New AMSGA algorithm boosts Forward-Forward learning by 1.5% on benchmarks
Adaptive multi-scale goodness aggregation improves local-learning neural networks without heavy compute
The Forward-Forward (FF) algorithm offers a biologically plausible alternative to backpropagation by replacing forward and backward passes with two forward passes that measure 'goodness' at each layer. However, FF has struggled with stability and generalization. Researchers Salar Beigzad and Vansh Verma introduce Adaptive Multi-Scale Goodness Aggregation (AMSGA) to address these limitations. AMSGA aggregates goodness signals across local, intermediate, and global representations, applies adaptive curriculum-guided hard negative mining, uses layer-dependent thresholds, and implements a warm-up cosine annealing learning-rate schedule. These modifications enhance robustness without sacrificing FF's memory efficiency.

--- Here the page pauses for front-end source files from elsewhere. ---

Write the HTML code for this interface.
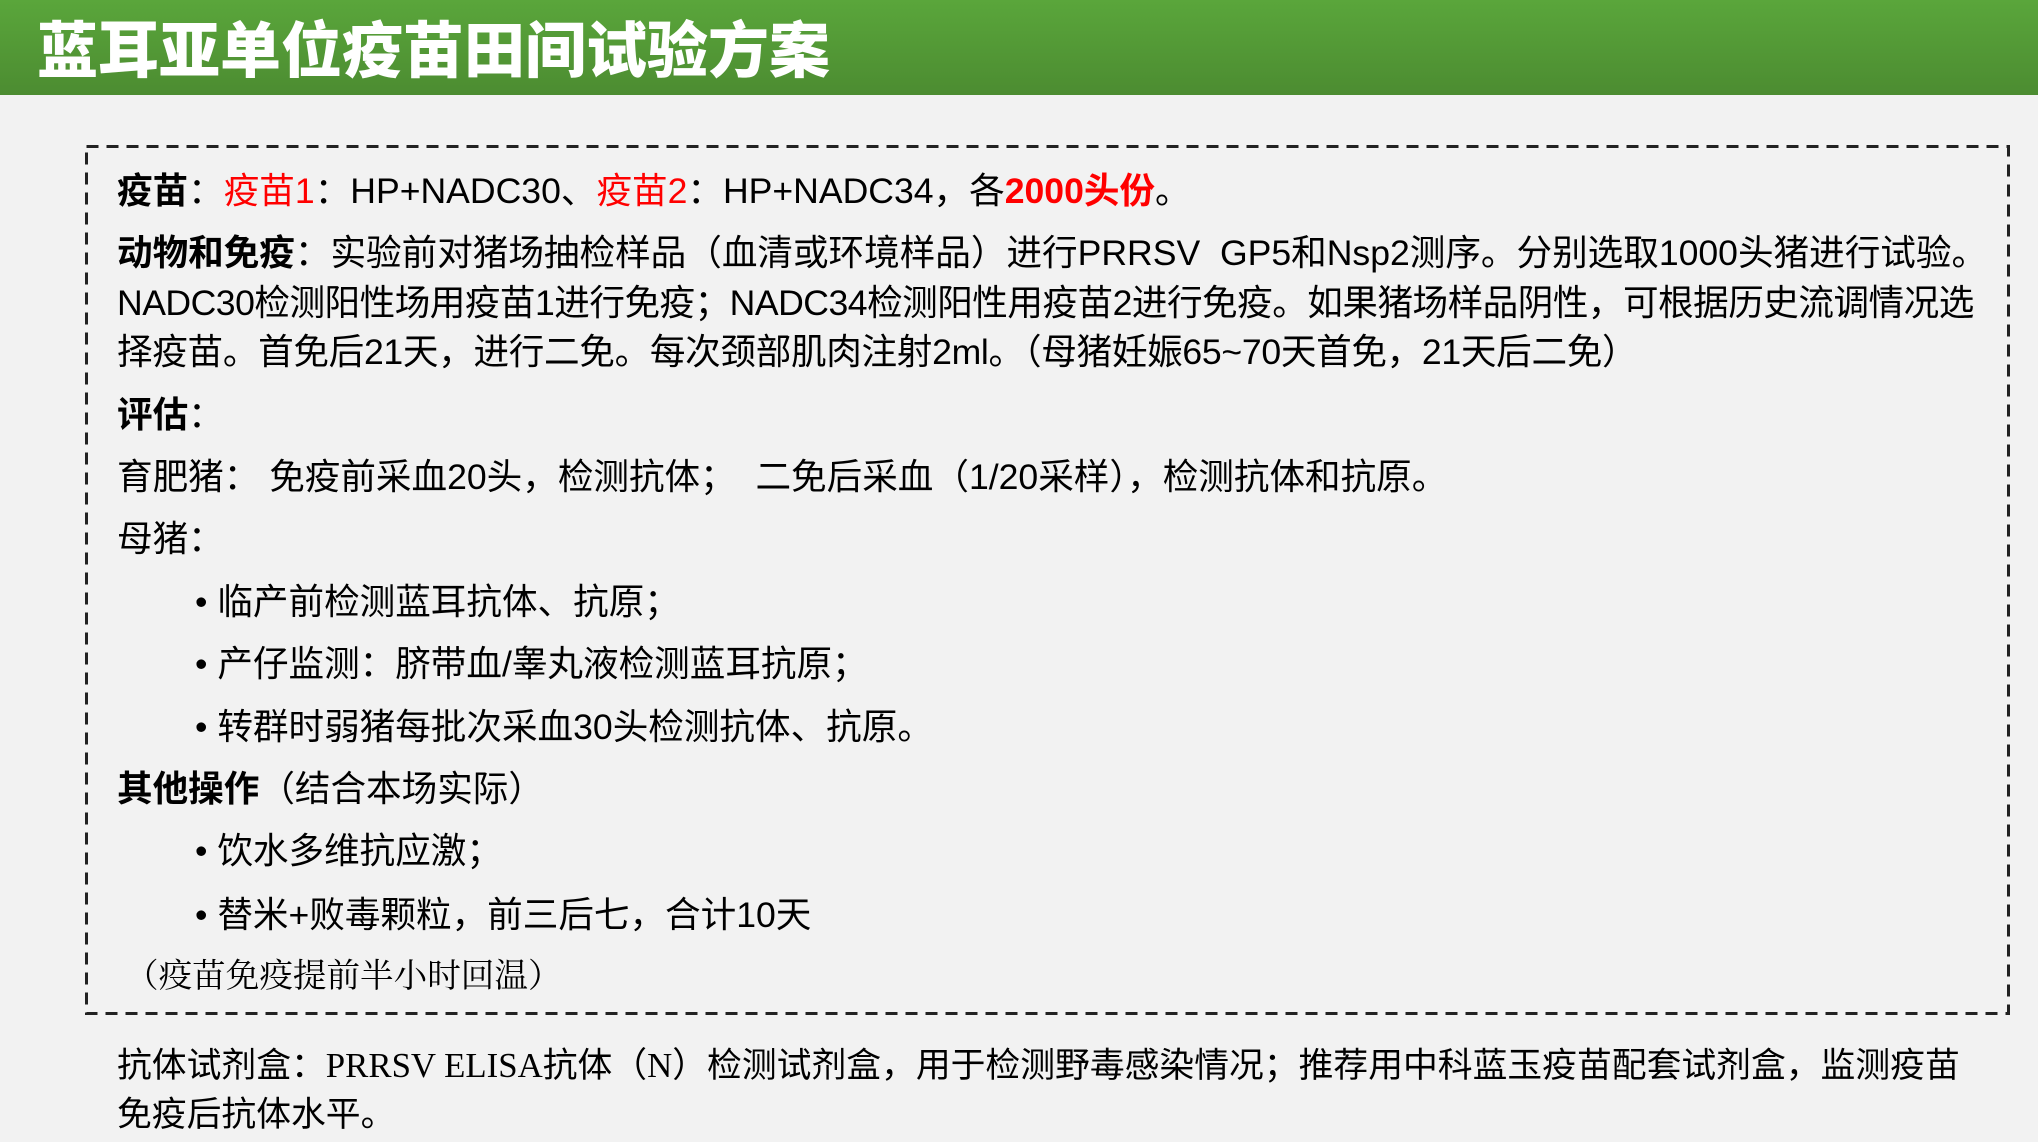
<!DOCTYPE html>
<html><head><meta charset="utf-8"><style>
html,body{margin:0;padding:0}
body{width:2038px;height:1142px;background:#f2f2f2;position:relative;overflow:hidden;font-family:"Liberation Sans","Noto Sans CJK SC",sans-serif;color:#000}
.hd{position:absolute;left:0;top:0;width:2038px;height:95px;background:linear-gradient(#5aa63b,#4c8c31)}
.tt{position:absolute;left:37px;top:6px;font-size:61px;line-height:80px;font-weight:900;color:#fff;white-space:nowrap;font-family:"Noto Sans CJK SC",sans-serif}
.box{position:absolute;left:85px;top:145px}
.l{position:absolute;left:117px;white-space:nowrap;font-size:35.6px;line-height:50px;height:50px}
.b{font-weight:bold}
.r{color:#f00}
.i{left:195px}
.s{font-family:"Liberation Serif","Noto Serif CJK SC",serif}
</style></head><body>
<div class="hd"></div>
<div class="tt">蓝耳亚单位疫苗田间试验方案</div>
<svg class="box" width="1926" height="872"><rect x="1.5" y="1.5" width="1922" height="867" fill="none" stroke="#222" stroke-width="3" stroke-dasharray="12 8"/></svg>
<div class="l" style="top:166px"><span class="b">疫苗</span>：<span class="r">疫苗1</span>：HP+NADC30、<span class="r">疫苗2</span>：HP+NADC34，各<span class="r b">2000头份</span>。</div>
<div class="l" style="top:228px"><span class="b">动物和免疫</span>：实验前对猪场抽检样品（血清或环境样品）进行PRRSV&nbsp; GP5和Nsp2测序。分别选取1000头猪进行试验。</div>
<div class="l" style="top:278px;letter-spacing:-0.5px">NADC30检测阳性场用疫苗1进行免疫；NADC34检测阳性用疫苗2进行免疫。如果猪场样品阴性，可根据历史流调情况选</div>
<div class="l" style="top:327px;letter-spacing:-0.3px">择疫苗。首免后21天，进行二免。每次颈部肌肉注射2ml。（母猪妊娠65~70天首免，21天后二免）</div>
<div class="l" style="top:390px"><span class="b">评估</span>：</div>
<div class="l" style="top:452px">育肥猪： 免疫前采血20头，检测抗体；&nbsp; 二免后采血（1/20采样），检测抗体和抗原。</div>
<div class="l" style="top:514px">母猪：</div>
<div class="l i" style="top:577px">• 临产前检测蓝耳抗体、抗原；</div>
<div class="l i" style="top:639px">• 产仔监测：脐带血/睾丸液检测蓝耳抗原；</div>
<div class="l i" style="top:702px">• 转群时弱猪每批次采血30头检测抗体、抗原。</div>
<div class="l" style="top:764px"><span class="b">其他操作</span>（结合本场实际）</div>
<div class="l i" style="top:826px">• 饮水多维抗应激；</div>
<div class="l i" style="top:890px">• 替米+败毒颗粒，前三后七，合计10天</div>
<div class="l s" style="top:952px;left:125px;font-size:33.6px">（疫苗免疫提前半小时回温）</div>
<div class="l" style="top:1041px;font-size:34.8px">抗体试剂盒：<span class="s">PRRSV ELISA</span>抗体（<span class="s">N</span>）检测试剂盒，用于检测野毒感染情况；推荐用中科蓝玉疫苗配套试剂盒，监测疫苗</div>
<div class="l" style="top:1090px;font-size:34.8px">免疫后抗体水平。</div>
</body></html>
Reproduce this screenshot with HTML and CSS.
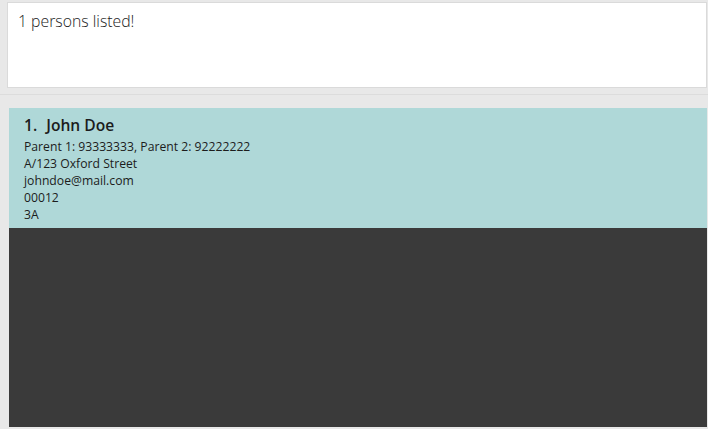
FILE: index.html
```html
<!DOCTYPE html>
<html>
<head>
<meta charset="utf-8">
<link rel="stylesheet" href="styles.css">
</head>
<body>
<div class="app">
  <div class="result-pane">
    <div class="result-box">1 persons listed!</div>
  </div>
  <div class="list-pane">
    <div class="list">
      <div class="card">
        <div class="name"><span class="idx">1.</span>John Doe</div>
        <div class="line">Parent 1: 93333333, Parent 2: 92222222</div>
        <div class="line">A/123 Oxford Street</div>
        <div class="line">johndoe@mail.com</div>
        <div class="line">00012</div>
        <div class="line">3A</div>
      </div>
      <div class="empty"></div>
    </div>
  </div>
</div>
</body>
</html>
```

FILE: styles.css
```css
html, body {
  margin: 0;
  padding: 0;
  width: 708px;
  height: 429px;
  overflow: hidden;
  background: #e8e8e8;
  font-family: "Open Sans", "Noto Sans", sans-serif;
}
.app {
  display: flex;
  flex-direction: column;
  height: 429px;
}
.result-pane {
  padding: 2px 1px 6px 7px;
  border-bottom: 1px solid #dcdcdc;
}
.result-box {
  height: 86px;
  background: #fff;
  border: 1px solid #dadada;
  padding: 8px 10px;
  box-sizing: border-box;
  font-size: 15.8px;
  font-weight: 300;
  color: #222;
  line-height: 21px;
}
.list-pane {
  flex: 1;
  padding: 13px 1px 2px 9px;
  display: flex;
}
.list {
  flex: 1;
  display: flex;
  flex-direction: column;
  background: #3a3a3a;
}
.card {
  background: #afd8d8;
  height: 120px;
  box-sizing: border-box;
  padding: 7px 15px;
  color: #1c1c1c;
}
.name {
  font-size: 15.6px;
  font-weight: 600;
  line-height: 20px;
  margin-bottom: 3px;
}
.idx {
  margin-right: 9px;
}
.line {
  font-size: 12.2px;
  line-height: 17px;
}
.empty {
  flex: 1;
}
```
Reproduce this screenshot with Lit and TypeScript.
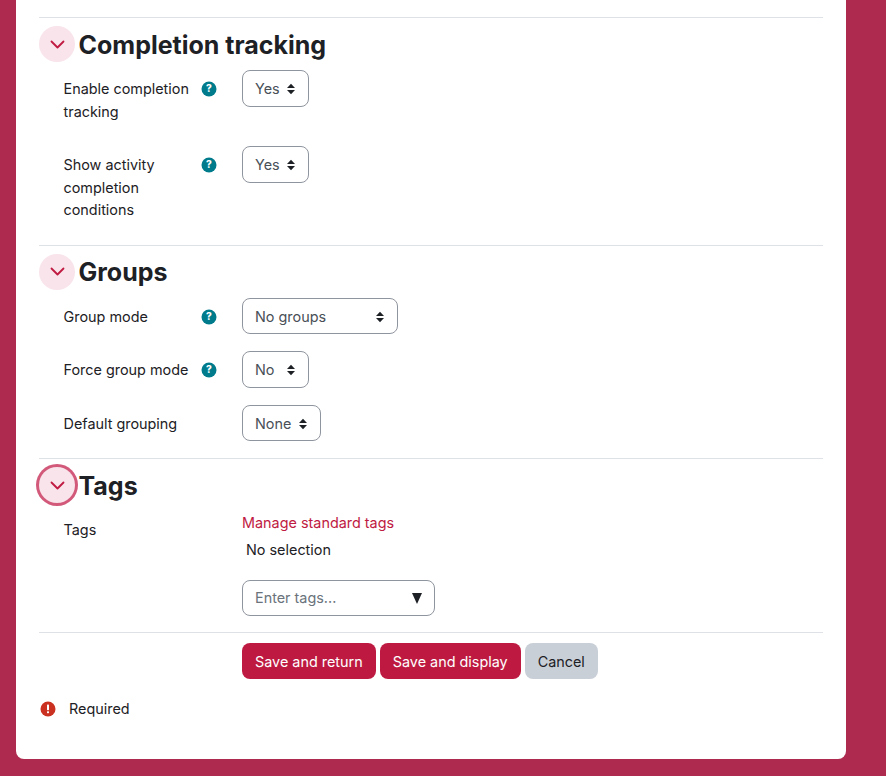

Experiments on MNIST and Fashion-MNIST show AMSGA outperforms baseline FF by up to +1.45% and +1.50% respectively, with negligible computational overhead. The paper demonstrates that careful design of goodness estimation and training dynamics can make local learning methods substantially more competitive. AMSGA retains the biological plausibility of FF while narrowing the gap with backpropagation-based models, suggesting a promising path for energy-efficient AI training on edge devices.
- AMSGA aggregates goodness at multiple scales (local, intermediate, global) to improve stability and generalization.
- Achieves +1.45% accuracy on MNIST and +1.50% on Fashion-MNIST over the baseline Forward-Forward algorithm.
- Adds adaptive hard negative mining and layer-dependent thresholds without significant computational overhead.
Why It Matters
Makes local learning methods competitive with backpropagation, reducing memory and energy costs for AI training.